Image credit: Pixabay

Set up new departmental spending watchdog, urges former member of the Public Accounts Committee

Wasteful expenditure on government projects could be reduced by setting up a new parliamentary watchdog to vet departmental spending plans, a former member of the Public Accounts Committee has argued.

Giving evidence to the House of Commons Procedure Committee, which is investigating the case for setting up a Budget Committee to exercise detailed scrutiny over departmental budgets, Richard Bacon MP said such a body could help to rein in over-spending on projects like the notorious NHS national IT programme.

The idea of a Budget Committee was championed by MPs Sir Edward Leigh and John Pugh in a joint report, commissioned by the Treasury, in 2011.

Bacon said the new committee would require between 25 and 30 expert staff, who would be paid out of the parliamentary budget like the National Audit Office, which supports the PAC.

He told the procedure committee last week that in the United States, the President’s Office of Management and Budget provides effective scrutiny for government spending with around 200 staff.

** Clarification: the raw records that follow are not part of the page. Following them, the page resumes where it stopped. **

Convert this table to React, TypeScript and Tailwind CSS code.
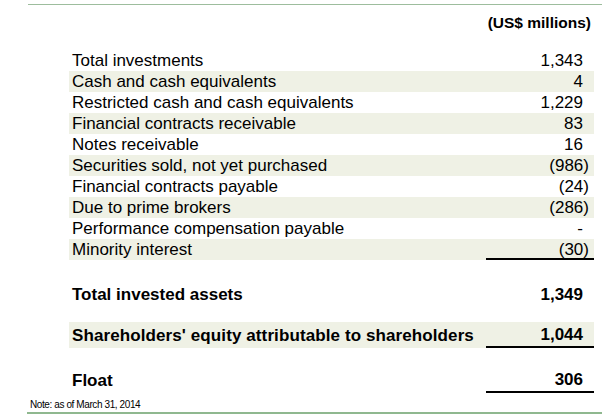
const rows: { label: string; value: string; neg?: boolean }[] = [
  { label: 'Total investments', value: '1,343' },
  { label: 'Cash and cash equivalents', value: '4' },
  { label: 'Restricted cash and cash equivalents', value: '1,229' },
  { label: 'Financial contracts receivable', value: '83' },
  { label: 'Notes receivable', value: '16' },
  { label: 'Securities sold, not yet purchased', value: '(986', neg: true },
  { label: 'Financial contracts payable', value: '(24', neg: true },
  { label: 'Due to prime brokers', value: '(286', neg: true },
  { label: 'Performance compensation payable', value: '-' },
  { label: 'Minority interest', value: '(30', neg: true },
];

const Value = ({ value, neg }: { value: string; neg?: boolean }) => (
  <span>
    {value}
    {neg && <span className="-mr-[6px]">)</span>}
  </span>
);

const App = () => {
  return (
    <div
      className="w-[602px] h-[414px] bg-white text-black overflow-hidden flex flex-col"
      style={{ fontFamily: '"Liberation Sans", Arial, sans-serif' }}
    >
      <div className="mt-[4px] ml-[28px] border-t border-[#9dbd9d]" />

      <div className="flex justify-end pr-[11px] mt-[9px] h-[18px] items-center text-[15.5px] font-bold">
        (US$ millions)
      </div>

      <div className="mt-[18px] ml-[69px] w-[525px] text-[17px] leading-[21px]">
        {rows.map((r, i) => (
          <div
            key={r.label}
            className={`flex h-[21px] ${i % 2 === 1 ? 'bg-[#eff1e5]' : ''}`}
          >
            <div className="flex-1 pl-[3px]">{r.label}</div>
            <div
              className={`w-[108px] text-right pr-[11px] ${
                i === rows.length - 1 ? 'border-b-2 border-black' : ''
              }`}
            >
              <Value value={r.value} neg={r.neg} />
            </div>
          </div>
        ))}

        <div className="flex h-[24px] mt-[22px] items-center font-bold">
          <div className="flex-1 pl-[3px]">Total invested assets</div>
          <div className="w-[108px] text-right pr-[11px]">1,349</div>
        </div>

        <div className="flex h-[26px] mt-[16px] items-center font-bold bg-[#eff1e5]">
          <div className="flex-1 pl-[3px] whitespace-nowrap tracking-[0.1px]">
            Shareholders' equity attributable to shareholders
          </div>
          <div className="w-[108px] h-full flex items-center justify-end pr-[11px] border-b-2 border-black">
            1,044
          </div>
        </div>

        <div className="flex h-[26px] mt-[19px] items-center font-bold">
          <div className="flex-1 pl-[3px]">Float</div>
          <div className="w-[108px] h-full flex items-center justify-end pr-[11px] border-b-2 border-black">
            306
          </div>
        </div>
      </div>

      <div className="ml-[30px] mt-[7px] text-[10px] leading-[10px] tracking-[-0.4px]">
        Note: as of March 31, 2014
      </div>

      <div className="mt-[2px] ml-[27px] border-t-2 border-[#8fb88f]" />
    </div>
  );
};

export default App;
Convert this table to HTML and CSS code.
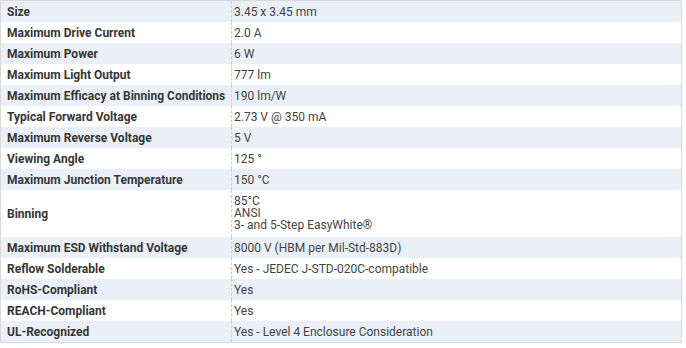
FILE: index.html
```html
<!DOCTYPE html>
<html lang="en">
<head>
<meta charset="utf-8">
<title>Specifications</title>
<link rel="stylesheet" href="styles.css">
</head>
<body>
<table class="specs">
  <colgroup><col class="col-label"><col class="col-value"></colgroup>
  <tbody>
    <tr><th>Size</th><td>3.45 x 3.45 mm</td></tr>
    <tr><th>Maximum Drive Current</th><td>2.0 A</td></tr>
    <tr><th>Maximum Power</th><td>6 W</td></tr>
    <tr><th>Maximum Light Output</th><td>777 lm</td></tr>
    <tr><th>Maximum Efficacy at Binning Conditions</th><td>190 lm/W</td></tr>
    <tr><th>Typical Forward Voltage</th><td>2.73 V @ 350 mA</td></tr>
    <tr><th>Maximum Reverse Voltage</th><td>5 V</td></tr>
    <tr><th>Viewing Angle</th><td>125 °</td></tr>
    <tr><th>Maximum Junction Temperature</th><td>150 °C</td></tr>
    <tr class="multi"><th>Binning</th><td>85°C<br>ANSI<br>3- and 5-Step EasyWhite®</td></tr>
    <tr><th>Maximum ESD Withstand Voltage</th><td>8000 V (HBM per Mil-Std-883D)</td></tr>
    <tr><th>Reflow Solderable</th><td>Yes - JEDEC J-STD-020C-compatible</td></tr>
    <tr><th>RoHS-Compliant</th><td>Yes</td></tr>
    <tr><th>REACH-Compliant</th><td>Yes</td></tr>
    <tr><th>UL-Recognized</th><td>Yes - Level 4 Enclosure Consideration</td></tr>
  </tbody>
</table>
</body>
</html>
```
FILE: styles.css
```css
html, body {
  margin: 0;
  padding: 0;
  background: #ffffff;
}
.specs {
  width: 682px;
  border-collapse: collapse;
  table-layout: fixed;
  border: 1px solid #d9d9d9;
  font-family: Roboto, "Liberation Sans", sans-serif;
  font-size: 12px;
  line-height: 12px;
  color: #444;
}
.col-label { width: 231px; }
.specs th,
.specs td {
  padding: 5px 6px 4px;
  vertical-align: middle;
  text-align: left;
}
.specs th {
  font-weight: bold;
  color: #363636;
  border-right: 1px dashed #cfcfcf;
  white-space: nowrap;
}
.specs td {
  padding-left: 2px;
}
.specs tr:nth-child(odd) {
  background: #ebf0f8;
}
.specs tr.multi td {
  padding-bottom: 6px;
}
```
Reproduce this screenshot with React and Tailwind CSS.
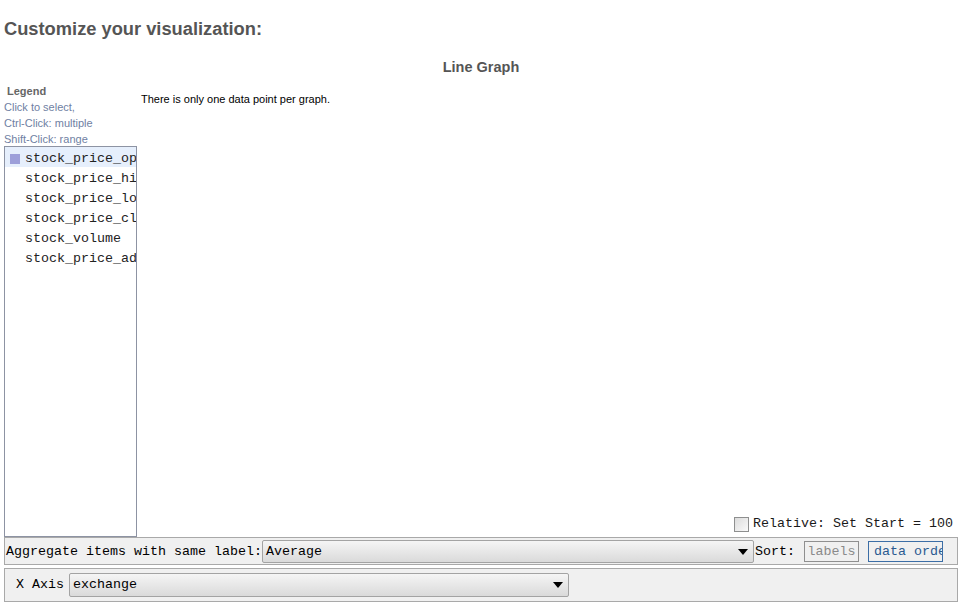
const legendItems = [
  'stock_price_open',
  'stock_price_high',
  'stock_price_low',
  'stock_price_close',
  'stock_volume',
  'stock_price_adj_close',
];

const mono = { fontFamily: '"Liberation Mono", "DejaVu Sans Mono", monospace' };

const Select = ({ value, className }) => (
  <div
    className={`flex items-center justify-between border border-[#a3a3a3] rounded-[2px] bg-gradient-to-b from-[#f5f5f5] to-[#dadada] pl-[3px] pr-[5px] text-[13.33px] text-black ${className}`}
    style={mono}
  >
    <span>{value}</span>
    <svg width="10" height="6" viewBox="0 0 10 6">
      <path d="M0 0 L10 0 L5 6 Z" fill="#000" />
    </svg>
  </div>
);

const App = () => {
  return (
    <div className="w-[962px] h-[607px] bg-white font-['Liberation_Sans',Arial,sans-serif] overflow-hidden">
      <h1 className="pt-[18px] pl-[4px] text-[18.3px] leading-[22px] font-bold text-[#555]">
        Customize your visualization:
      </h1>

      <div className="mt-[19px] text-center text-[14.5px] leading-[17px] font-bold text-[#555]">Line Graph</div>

      <div className="flex pl-[4px] mt-[7px]">
        <div className="w-[133px] flex flex-col">
          <div className="text-[11px] leading-[16px] font-bold text-[#666] pl-[3px]">Legend</div>
          <div className="text-[11px] leading-[16px] text-[#6f7fa3]">Click to select,</div>
          <div className="text-[11px] leading-[16px] text-[#6f7fa3]">Ctrl-Click: multiple</div>
          <div className="text-[11px] leading-[16px] text-[#6f7fa3]">Shift-Click: range</div>
          <div className="mt-[-1px] h-[391px] border border-[#8d93a3] bg-white overflow-hidden" style={mono}>
            {legendItems.map((item, i) => (
              <div
                key={item}
                className={`flex items-center h-[20px] pl-[5px] pt-[3px] whitespace-nowrap text-[13.33px] text-[#222] ${
                  i === 0 ? 'bg-[#e6effc]' : ''
                }`}
              >
                <span className={`w-[10px] h-[10px] mr-[5px] shrink-0 ${i === 0 ? 'bg-[#9d9fd9]' : ''}`}></span>
                {item}
              </div>
            ))}
          </div>
        </div>

        <div className="flex-1 flex flex-col pl-[4px]">
          <div className="mt-[9px] text-[11px] leading-[14px] text-black">There is only one data point per graph.</div>
          <div className="mt-auto flex items-center justify-end pr-[9px] pb-[5px]">
            <span className="w-[15px] h-[15px] border border-[#8e8f8f] bg-gradient-to-br from-[#dcdcdc] to-[#fafafa] mr-[4px]"></span>
            <span className="text-[13.33px] leading-[16px] text-[#1a1a1a]" style={mono}>
              Relative: Set Start = 100
            </span>
          </div>
        </div>
      </div>

      <div className="ml-[4px] w-[954px] h-[28px] border border-[#a9a9a9] bg-[#f0f0f0] flex items-center pl-[1px] pt-[1px]" style={mono}>
        <span className="text-[13.33px] text-black whitespace-nowrap">Aggregate items with same label:</span>
        <Select value="Average" className="w-[492px] h-[23px]" />
        <span className="ml-[1px] text-[13.33px] text-black">Sort:</span>
        <span className="ml-[9px] h-[21px] w-[55px] border border-[#8f8f8f] flex items-center justify-center text-[13.33px] text-[#8a8a8a] overflow-hidden">
          labels
        </span>
        <span className="ml-[9px] h-[21px] w-[75px] border border-[#3c6ea6] flex items-center pl-[5px] text-[13.33px] text-[#2a5a90] overflow-hidden whitespace-nowrap">
          data order
        </span>
      </div>

      <div className="mt-[3px] ml-[4px] w-[954px] h-[34px] border border-[#a9a9a9] bg-[#f0f0f0] flex items-center pl-[11px]" style={mono}>
        <span className="text-[13.33px] text-black mr-[5px]">X Axis</span>
        <Select value="exchange" className="w-[500px] h-[24px]" />
      </div>
    </div>
  );
};

export default App;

Responding to MPs' concerns about value for money, Bacon said the new body would more than pay for itself by preventing much more costly and wasteful over-spending.

Bacon, who served on the PAC from 2001 to 2015, said £2.7bn out of the eventual £12.4bn bill for the NHS IT programme could have been saved if there had been more robust mechanisms in place to scrutinise the project.

“If there had been more and earlier public attention, that expenditure might have been successfully hindered,” he said, adding that contracts had been signed for the NHS IT programme before the government had known what outsourcers should be providing.

This fiasco, the Norfolk MP said, was an example of how “quite often huge amounts are wasted” because projects have not been “thought through properly”.

“It is routine that things get launched before they are ready in order to fill a line in a party conference speech,” he said.

Bacon highlighted the eight reports that the NAO had conducted into the delivery of the Olympic Games as an example of how ongoing scrutiny could assist in the delivery of government projects.

“If there were more high-quality scrutiny of public expenditure earlier it would result in better value for money for taxpayers, fewer projects going wrong and would be of general public benefit.”

But PAC chair Meg Hillier said that the “jury is out” on whether a Budget Committee is needed. She said it made sense for departmental select committees to scrutinise accounts because they were best placed to make connections between spending and policy.

She also queried whether the proposed committee would be resourced sufficiently well or attract enough MPs to carry out its job properly.

But Hillier told the procedure committee that ministers lacked a detailed grasp of departmental expenditure.

Clive Betts, chair of the Housing, Communities and Local Government Select Committee, said one of the major hurdles his committee faced when scrutinising spending was getting Treasury ministers to give evidence.